>>>>>

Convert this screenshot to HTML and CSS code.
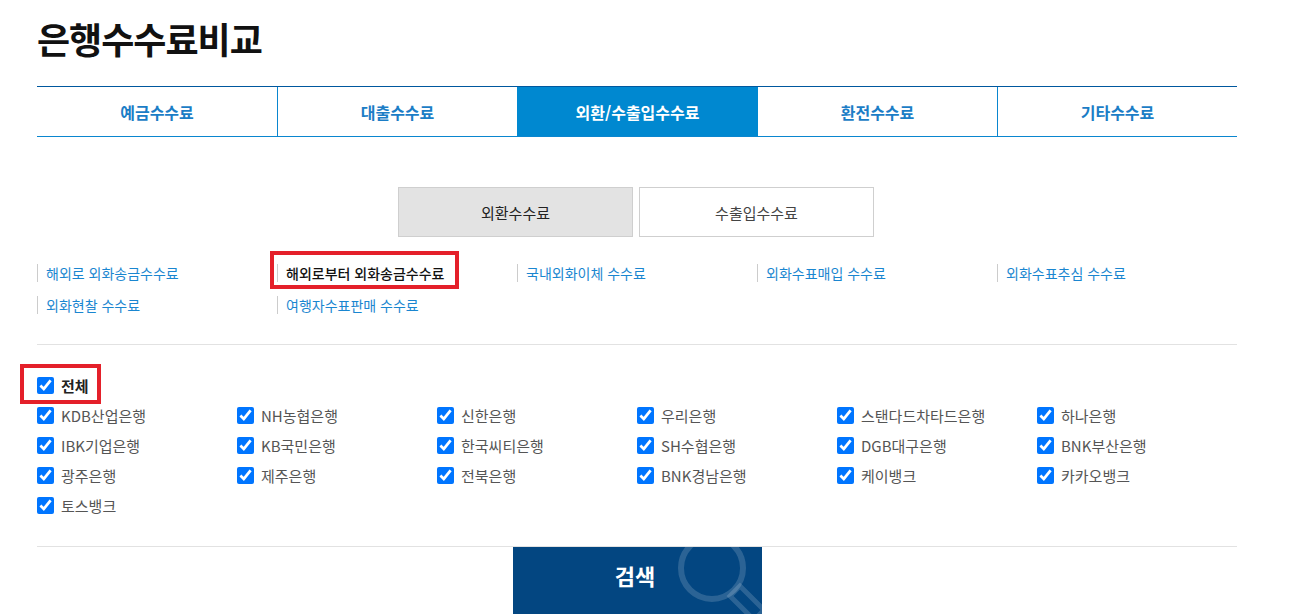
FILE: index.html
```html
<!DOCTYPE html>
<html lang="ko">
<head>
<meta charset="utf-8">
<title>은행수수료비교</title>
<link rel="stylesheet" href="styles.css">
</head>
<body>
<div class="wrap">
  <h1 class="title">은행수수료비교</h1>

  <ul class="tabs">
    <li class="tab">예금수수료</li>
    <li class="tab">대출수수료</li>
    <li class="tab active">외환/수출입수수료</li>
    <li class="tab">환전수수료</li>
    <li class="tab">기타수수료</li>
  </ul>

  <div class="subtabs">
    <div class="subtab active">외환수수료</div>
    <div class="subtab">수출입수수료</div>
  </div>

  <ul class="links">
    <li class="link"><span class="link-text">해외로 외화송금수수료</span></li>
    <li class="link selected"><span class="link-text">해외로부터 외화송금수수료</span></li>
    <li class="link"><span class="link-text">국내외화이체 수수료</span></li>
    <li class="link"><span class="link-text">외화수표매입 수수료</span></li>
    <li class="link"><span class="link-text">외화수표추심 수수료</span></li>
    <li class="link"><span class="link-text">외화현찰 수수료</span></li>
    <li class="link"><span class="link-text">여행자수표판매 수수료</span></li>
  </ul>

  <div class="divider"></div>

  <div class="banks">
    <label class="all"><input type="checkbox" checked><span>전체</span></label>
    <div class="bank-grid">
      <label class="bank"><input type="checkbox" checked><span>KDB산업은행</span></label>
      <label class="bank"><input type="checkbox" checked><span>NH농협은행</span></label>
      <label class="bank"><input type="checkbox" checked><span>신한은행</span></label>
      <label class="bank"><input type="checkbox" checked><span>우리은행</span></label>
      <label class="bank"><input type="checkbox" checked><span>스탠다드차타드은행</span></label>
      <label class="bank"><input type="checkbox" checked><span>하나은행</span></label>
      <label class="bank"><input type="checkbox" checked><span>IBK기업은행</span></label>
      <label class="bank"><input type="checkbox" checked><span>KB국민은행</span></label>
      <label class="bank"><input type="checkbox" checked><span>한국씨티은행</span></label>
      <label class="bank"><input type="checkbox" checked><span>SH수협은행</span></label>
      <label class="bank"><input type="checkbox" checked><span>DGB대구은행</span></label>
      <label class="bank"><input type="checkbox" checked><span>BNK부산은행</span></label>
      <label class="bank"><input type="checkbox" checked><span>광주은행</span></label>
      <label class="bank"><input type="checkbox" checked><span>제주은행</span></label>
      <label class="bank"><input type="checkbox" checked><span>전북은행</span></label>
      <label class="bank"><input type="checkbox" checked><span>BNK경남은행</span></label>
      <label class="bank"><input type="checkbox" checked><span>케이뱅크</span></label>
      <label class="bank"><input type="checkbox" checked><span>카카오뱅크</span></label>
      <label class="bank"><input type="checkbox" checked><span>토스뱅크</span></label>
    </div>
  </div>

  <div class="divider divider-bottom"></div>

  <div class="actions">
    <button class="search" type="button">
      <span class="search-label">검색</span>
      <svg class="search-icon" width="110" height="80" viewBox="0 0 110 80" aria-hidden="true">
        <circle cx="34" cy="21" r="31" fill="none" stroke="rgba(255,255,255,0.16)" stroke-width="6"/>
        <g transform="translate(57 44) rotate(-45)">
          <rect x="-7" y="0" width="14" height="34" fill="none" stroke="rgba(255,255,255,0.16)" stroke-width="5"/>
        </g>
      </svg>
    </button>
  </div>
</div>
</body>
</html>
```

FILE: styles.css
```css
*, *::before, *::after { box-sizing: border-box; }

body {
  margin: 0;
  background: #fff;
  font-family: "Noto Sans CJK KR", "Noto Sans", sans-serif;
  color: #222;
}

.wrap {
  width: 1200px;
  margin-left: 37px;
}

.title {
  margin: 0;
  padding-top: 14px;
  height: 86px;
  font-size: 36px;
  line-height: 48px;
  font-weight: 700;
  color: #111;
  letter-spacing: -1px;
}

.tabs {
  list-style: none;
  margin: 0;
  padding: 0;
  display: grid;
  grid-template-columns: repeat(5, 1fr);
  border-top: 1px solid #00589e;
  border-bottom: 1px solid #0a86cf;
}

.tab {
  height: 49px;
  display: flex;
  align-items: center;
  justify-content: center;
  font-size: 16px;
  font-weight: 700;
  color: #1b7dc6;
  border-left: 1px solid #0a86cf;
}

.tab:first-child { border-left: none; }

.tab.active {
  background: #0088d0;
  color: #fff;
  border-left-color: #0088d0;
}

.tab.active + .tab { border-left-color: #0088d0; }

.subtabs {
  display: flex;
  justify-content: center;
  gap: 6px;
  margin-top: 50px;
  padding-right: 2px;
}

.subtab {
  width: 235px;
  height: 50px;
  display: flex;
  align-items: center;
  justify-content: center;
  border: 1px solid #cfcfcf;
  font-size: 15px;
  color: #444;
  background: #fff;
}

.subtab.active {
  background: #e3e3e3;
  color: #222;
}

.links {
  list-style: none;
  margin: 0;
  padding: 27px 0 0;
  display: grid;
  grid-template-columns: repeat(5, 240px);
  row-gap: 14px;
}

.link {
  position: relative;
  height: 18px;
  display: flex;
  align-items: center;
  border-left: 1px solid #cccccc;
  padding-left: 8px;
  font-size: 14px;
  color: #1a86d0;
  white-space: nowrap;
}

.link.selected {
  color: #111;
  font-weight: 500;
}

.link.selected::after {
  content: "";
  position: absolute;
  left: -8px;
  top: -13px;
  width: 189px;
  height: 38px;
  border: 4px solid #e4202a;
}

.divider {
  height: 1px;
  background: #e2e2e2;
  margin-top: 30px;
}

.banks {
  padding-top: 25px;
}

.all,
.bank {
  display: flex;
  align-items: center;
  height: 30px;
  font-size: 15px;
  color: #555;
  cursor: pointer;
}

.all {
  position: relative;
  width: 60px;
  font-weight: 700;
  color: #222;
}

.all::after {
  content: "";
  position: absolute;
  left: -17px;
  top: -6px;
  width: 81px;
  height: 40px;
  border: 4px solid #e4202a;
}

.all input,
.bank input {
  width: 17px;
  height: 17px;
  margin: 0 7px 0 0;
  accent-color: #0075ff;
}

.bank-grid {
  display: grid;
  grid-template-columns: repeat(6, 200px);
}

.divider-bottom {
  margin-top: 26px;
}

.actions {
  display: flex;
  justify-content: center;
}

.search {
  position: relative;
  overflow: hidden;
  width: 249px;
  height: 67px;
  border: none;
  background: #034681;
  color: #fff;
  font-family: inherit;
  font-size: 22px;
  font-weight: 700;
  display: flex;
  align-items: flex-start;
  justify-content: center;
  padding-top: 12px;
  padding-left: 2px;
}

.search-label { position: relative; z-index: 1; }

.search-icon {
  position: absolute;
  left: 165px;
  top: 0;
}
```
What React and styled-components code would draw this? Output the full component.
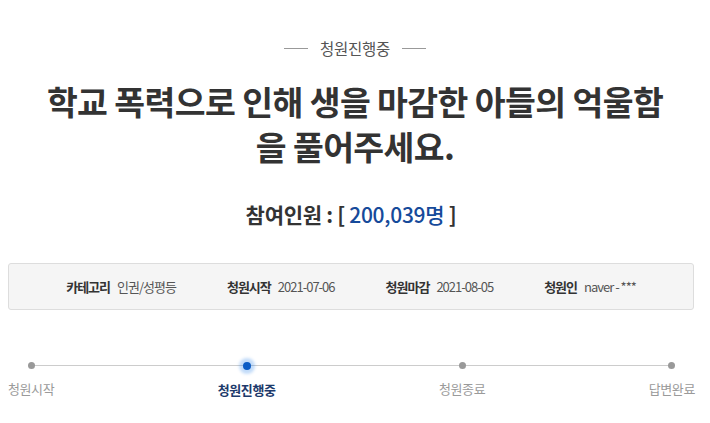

<<<<<

PROBLEM DETAILS:
In the entries above, find every line holding the word "code" and copy it out.

COMPLETED EXERCISE:
Convert this screenshot to HTML and CSS code.
What React and styled-components code would draw this? Output the full component.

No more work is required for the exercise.